• [Exercise objective]: What is to be printed is the span of lines starting at the one containing "Recreate this image" and ending at the one containing "import React from 'react';", reproduced exactly with pictures left out.

Start of Dataset entries

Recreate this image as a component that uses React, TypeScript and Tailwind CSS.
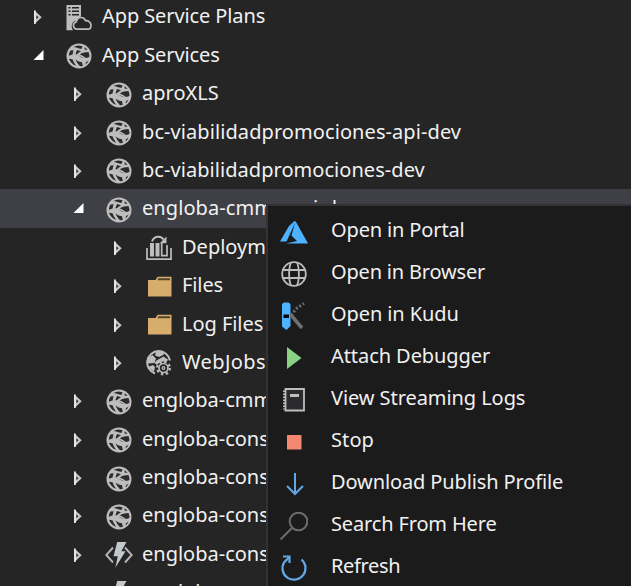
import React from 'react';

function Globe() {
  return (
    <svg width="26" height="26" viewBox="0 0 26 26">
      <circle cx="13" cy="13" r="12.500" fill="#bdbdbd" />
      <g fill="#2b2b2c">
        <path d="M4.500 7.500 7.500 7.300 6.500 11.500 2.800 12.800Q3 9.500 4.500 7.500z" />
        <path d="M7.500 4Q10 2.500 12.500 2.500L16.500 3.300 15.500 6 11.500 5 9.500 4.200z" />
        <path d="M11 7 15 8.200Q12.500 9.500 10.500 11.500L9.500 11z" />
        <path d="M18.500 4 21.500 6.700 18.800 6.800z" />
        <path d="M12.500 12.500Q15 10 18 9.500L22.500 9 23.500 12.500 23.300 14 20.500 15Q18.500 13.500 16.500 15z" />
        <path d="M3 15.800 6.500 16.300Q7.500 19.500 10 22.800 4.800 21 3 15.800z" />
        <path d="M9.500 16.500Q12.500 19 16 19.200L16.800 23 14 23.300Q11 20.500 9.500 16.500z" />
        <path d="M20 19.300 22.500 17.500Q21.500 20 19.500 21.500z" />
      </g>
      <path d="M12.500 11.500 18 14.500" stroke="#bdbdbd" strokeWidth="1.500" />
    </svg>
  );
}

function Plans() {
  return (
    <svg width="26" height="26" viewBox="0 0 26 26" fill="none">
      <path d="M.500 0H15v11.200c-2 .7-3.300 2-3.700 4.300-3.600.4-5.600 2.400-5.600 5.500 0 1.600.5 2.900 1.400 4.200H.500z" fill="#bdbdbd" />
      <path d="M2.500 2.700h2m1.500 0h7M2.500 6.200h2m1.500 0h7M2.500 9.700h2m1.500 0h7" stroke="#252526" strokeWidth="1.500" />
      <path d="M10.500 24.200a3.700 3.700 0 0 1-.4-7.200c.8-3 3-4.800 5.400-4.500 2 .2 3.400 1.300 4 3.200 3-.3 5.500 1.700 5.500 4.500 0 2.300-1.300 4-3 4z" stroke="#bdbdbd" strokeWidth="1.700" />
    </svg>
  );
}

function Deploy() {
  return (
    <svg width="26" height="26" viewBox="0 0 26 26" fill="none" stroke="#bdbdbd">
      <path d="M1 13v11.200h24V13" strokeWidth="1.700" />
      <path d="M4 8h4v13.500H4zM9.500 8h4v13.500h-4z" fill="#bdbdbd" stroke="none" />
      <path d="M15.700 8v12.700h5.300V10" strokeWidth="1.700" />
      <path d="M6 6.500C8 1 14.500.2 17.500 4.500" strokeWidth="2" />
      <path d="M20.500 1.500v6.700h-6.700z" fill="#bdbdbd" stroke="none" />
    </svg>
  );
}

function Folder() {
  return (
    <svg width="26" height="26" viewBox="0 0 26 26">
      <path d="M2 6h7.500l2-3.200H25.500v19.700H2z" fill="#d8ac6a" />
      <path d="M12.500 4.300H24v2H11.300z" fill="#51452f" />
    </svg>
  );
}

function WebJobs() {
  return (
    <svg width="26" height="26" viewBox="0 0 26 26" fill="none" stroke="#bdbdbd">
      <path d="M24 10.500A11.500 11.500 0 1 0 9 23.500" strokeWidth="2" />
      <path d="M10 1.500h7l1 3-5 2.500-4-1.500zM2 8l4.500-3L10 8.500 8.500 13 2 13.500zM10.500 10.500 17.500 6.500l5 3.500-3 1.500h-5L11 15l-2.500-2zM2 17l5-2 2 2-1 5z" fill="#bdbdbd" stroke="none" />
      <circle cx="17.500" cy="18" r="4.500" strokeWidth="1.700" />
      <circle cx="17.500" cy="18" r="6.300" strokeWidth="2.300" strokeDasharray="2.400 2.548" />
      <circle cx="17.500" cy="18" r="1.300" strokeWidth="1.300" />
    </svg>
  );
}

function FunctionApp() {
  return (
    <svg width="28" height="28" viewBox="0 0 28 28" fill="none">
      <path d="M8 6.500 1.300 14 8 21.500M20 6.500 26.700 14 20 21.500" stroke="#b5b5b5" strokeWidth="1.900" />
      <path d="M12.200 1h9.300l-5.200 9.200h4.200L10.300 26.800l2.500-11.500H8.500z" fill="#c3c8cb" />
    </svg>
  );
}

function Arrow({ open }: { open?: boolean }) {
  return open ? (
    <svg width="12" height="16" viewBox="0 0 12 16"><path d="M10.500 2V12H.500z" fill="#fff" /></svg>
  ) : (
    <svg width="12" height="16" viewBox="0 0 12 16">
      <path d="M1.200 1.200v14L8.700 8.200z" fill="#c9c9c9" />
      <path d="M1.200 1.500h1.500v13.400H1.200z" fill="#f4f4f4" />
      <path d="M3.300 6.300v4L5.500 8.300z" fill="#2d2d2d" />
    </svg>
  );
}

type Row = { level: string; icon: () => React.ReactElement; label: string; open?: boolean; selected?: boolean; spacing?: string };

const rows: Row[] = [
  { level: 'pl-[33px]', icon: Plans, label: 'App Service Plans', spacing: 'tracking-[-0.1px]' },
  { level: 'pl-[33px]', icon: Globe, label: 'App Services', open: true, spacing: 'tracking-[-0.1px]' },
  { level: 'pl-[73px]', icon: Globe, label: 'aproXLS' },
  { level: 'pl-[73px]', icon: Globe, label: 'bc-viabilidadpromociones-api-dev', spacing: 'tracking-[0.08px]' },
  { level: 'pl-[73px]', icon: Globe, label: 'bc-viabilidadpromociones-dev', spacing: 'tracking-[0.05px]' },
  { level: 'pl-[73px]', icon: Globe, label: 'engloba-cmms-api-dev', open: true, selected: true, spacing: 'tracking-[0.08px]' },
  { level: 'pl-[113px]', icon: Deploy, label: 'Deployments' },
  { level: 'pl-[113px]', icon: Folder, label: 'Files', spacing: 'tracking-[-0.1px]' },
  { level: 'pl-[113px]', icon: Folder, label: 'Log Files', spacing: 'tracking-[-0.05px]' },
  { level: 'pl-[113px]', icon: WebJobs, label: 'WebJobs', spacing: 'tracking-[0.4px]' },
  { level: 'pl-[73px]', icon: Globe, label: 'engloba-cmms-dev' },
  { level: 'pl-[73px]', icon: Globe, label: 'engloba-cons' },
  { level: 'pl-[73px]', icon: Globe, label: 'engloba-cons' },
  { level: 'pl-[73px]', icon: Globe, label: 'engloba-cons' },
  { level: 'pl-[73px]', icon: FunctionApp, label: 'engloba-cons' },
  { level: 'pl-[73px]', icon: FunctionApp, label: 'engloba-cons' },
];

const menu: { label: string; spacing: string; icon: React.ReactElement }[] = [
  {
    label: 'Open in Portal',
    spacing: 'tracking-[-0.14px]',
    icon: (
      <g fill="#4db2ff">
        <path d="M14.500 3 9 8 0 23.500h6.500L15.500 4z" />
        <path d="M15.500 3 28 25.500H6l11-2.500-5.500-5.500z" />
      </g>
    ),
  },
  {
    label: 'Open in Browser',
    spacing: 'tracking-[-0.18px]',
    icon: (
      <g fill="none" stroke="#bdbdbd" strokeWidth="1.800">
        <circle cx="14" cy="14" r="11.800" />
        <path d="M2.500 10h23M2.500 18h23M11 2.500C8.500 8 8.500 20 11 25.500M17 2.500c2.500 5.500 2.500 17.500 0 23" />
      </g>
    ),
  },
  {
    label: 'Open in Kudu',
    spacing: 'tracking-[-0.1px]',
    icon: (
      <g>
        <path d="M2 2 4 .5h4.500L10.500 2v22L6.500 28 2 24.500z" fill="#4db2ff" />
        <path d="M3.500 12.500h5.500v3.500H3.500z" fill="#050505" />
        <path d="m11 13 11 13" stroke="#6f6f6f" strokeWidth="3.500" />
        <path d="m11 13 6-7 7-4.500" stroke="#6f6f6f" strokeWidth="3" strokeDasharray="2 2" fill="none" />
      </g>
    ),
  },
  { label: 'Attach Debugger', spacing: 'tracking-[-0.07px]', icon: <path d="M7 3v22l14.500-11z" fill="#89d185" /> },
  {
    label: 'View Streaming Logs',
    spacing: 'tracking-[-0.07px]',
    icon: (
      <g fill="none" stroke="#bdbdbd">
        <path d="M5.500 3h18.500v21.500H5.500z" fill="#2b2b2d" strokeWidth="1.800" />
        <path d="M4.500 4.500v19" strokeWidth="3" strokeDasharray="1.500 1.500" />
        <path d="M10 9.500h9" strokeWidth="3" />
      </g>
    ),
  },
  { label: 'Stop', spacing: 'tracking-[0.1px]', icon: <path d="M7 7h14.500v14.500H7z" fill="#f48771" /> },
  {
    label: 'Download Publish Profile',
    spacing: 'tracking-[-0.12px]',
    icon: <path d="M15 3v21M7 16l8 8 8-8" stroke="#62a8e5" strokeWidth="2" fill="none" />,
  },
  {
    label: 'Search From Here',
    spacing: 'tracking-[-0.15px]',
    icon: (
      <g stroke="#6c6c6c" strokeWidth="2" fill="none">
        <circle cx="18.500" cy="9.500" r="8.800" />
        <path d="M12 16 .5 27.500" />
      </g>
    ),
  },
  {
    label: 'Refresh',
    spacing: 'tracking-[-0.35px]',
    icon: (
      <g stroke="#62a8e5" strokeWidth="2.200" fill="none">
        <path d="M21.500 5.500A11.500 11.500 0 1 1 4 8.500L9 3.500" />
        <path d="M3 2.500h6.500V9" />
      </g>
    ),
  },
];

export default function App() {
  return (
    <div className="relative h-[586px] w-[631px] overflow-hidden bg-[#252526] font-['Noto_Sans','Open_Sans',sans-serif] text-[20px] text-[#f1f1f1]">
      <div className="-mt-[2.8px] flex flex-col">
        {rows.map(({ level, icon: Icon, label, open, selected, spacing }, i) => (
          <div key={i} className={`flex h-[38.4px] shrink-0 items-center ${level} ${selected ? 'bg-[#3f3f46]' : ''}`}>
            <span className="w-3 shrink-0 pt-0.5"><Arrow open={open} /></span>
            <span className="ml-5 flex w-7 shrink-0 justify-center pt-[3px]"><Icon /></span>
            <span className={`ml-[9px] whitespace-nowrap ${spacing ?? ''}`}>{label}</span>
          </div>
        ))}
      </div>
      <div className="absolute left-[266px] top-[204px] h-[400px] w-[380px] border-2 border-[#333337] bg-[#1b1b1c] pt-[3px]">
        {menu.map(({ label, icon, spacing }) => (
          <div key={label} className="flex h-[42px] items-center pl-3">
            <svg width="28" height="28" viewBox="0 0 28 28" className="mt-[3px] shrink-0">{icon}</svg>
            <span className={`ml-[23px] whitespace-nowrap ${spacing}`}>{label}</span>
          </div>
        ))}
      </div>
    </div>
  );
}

End of Dataset entries
Start of Dataset entries

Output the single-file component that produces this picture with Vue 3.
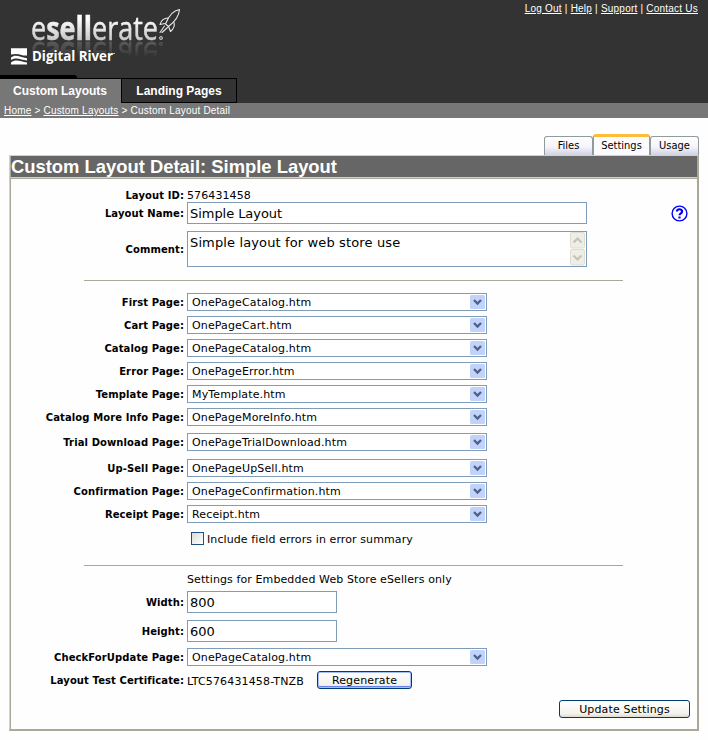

End of Dataset entries

• [Final result]:
Recreate this image as a component that uses React, TypeScript and Tailwind CSS.
import React from 'react';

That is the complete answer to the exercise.